Exercise details - Images excluded, repeat each entry below exactly.

Listed entries -

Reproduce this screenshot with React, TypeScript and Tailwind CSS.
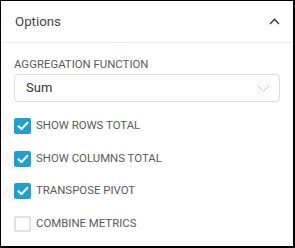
import React from "react";

const Check = ({ checked, label }: { checked: boolean; label: string }) => (
  <div className="flex items-center h-4">
    {checked ? (
      <div className="w-[17px] h-[16px] rounded-[2px] bg-[#1fa1cc] flex items-center justify-center">
        <svg width="12" height="10" viewBox="0 0 12 10" fill="none">
          <path d="M1.5 5.2 L4.5 8 L10.5 1.8" stroke="white" strokeWidth="2" strokeLinecap="round" strokeLinejoin="round" />
        </svg>
      </div>
    ) : (
      <div className="w-[17px] h-[16px] rounded-[2px] border-2 border-[#e2e2e2] bg-white" />
    )}
    <span className="ml-[5px] text-[11.4px] uppercase text-[#5a5a5a]">{label}</span>
  </div>
);

export default function App() {
  return (
    <div
      className="w-[295px] h-[248px] bg-white border-l border-t border-r-2 border-b-2 border-black"
      style={{ fontFamily: "Roboto, 'Liberation Sans', sans-serif" }}
    >
      <div className="h-[42px] flex items-center justify-between pl-[14px] pr-[13px] border-b border-[#ebebeb]">
        <span className="text-[13.3px] text-[#444]">Options</span>
        <svg width="11" height="7" viewBox="0 0 11 7" fill="none">
          <path d="M1 6 L5.5 1.2 L10 6" stroke="#333" strokeWidth="1.3" />
        </svg>
      </div>
      <div className="pl-[13px] pr-[13px] pt-[14px]">
        <div className="text-[11.4px] uppercase text-[#5a5a5a] leading-[14px]">Aggregation Function</div>
        <div className="mt-[3px] h-[28px] border border-[#dcdcdc] rounded-[4px] flex items-center justify-between pl-[11px] pr-[9px]">
          <span className="text-[13px] text-[#333]">Sum</span>
          <svg width="13" height="7" viewBox="0 0 13 7" fill="none">
            <path d="M0.5 0.5 L6.5 6.3 L12.5 0.5" stroke="#c4c4c4" strokeWidth="1" />
          </svg>
        </div>
        <div className="mt-[16px] flex flex-col gap-[16.5px]">
          <Check checked label="Show Rows Total" />
          <Check checked label="Show Columns Total" />
          <Check checked label="Transpose Pivot" />
          <Check checked={false} label="Combine Metrics" />
        </div>
      </div>
    </div>
  );
}
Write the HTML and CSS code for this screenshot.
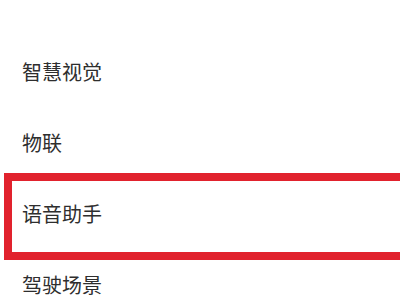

Response -
Reproduce this screenshot with React, TypeScript and Tailwind CSS.
import React from "react";

const Check = ({ checked, label }: { checked: boolean; label: string }) => (
  <div className="flex items-center h-4">
    {checked ? (
      <div className="w-[17px] h-[16px] rounded-[2px] bg-[#1fa1cc] flex items-center justify-center">
        <svg width="12" height="10" viewBox="0 0 12 10" fill="none">
          <path d="M1.5 5.2 L4.5 8 L10.5 1.8" stroke="white" strokeWidth="2" strokeLinecap="round" strokeLinejoin="round" />
        </svg>
      </div>
    ) : (
      <div className="w-[17px] h-[16px] rounded-[2px] border-2 border-[#e2e2e2] bg-white" />
    )}
    <span className="ml-[5px] text-[11.4px] uppercase text-[#5a5a5a]">{label}</span>
  </div>
);

export default function App() {
  return (
    <div
      className="w-[295px] h-[248px] bg-white border-l border-t border-r-2 border-b-2 border-black"
      style={{ fontFamily: "Roboto, 'Liberation Sans', sans-serif" }}
    >
      <div className="h-[42px] flex items-center justify-between pl-[14px] pr-[13px] border-b border-[#ebebeb]">
        <span className="text-[13.3px] text-[#444]">Options</span>
        <svg width="11" height="7" viewBox="0 0 11 7" fill="none">
          <path d="M1 6 L5.5 1.2 L10 6" stroke="#333" strokeWidth="1.3" />
        </svg>
      </div>
      <div className="pl-[13px] pr-[13px] pt-[14px]">
        <div className="text-[11.4px] uppercase text-[#5a5a5a] leading-[14px]">Aggregation Function</div>
        <div className="mt-[3px] h-[28px] border border-[#dcdcdc] rounded-[4px] flex items-center justify-between pl-[11px] pr-[9px]">
          <span className="text-[13px] text-[#333]">Sum</span>
          <svg width="13" height="7" viewBox="0 0 13 7" fill="none">
            <path d="M0.5 0.5 L6.5 6.3 L12.5 0.5" stroke="#c4c4c4" strokeWidth="1" />
          </svg>
        </div>
        <div className="mt-[16px] flex flex-col gap-[16.5px]">
          <Check checked label="Show Rows Total" />
          <Check checked label="Show Columns Total" />
          <Check checked label="Transpose Pivot" />
          <Check checked={false} label="Combine Metrics" />
        </div>
      </div>
    </div>
  );
}
Write the HTML and CSS code for this screenshot.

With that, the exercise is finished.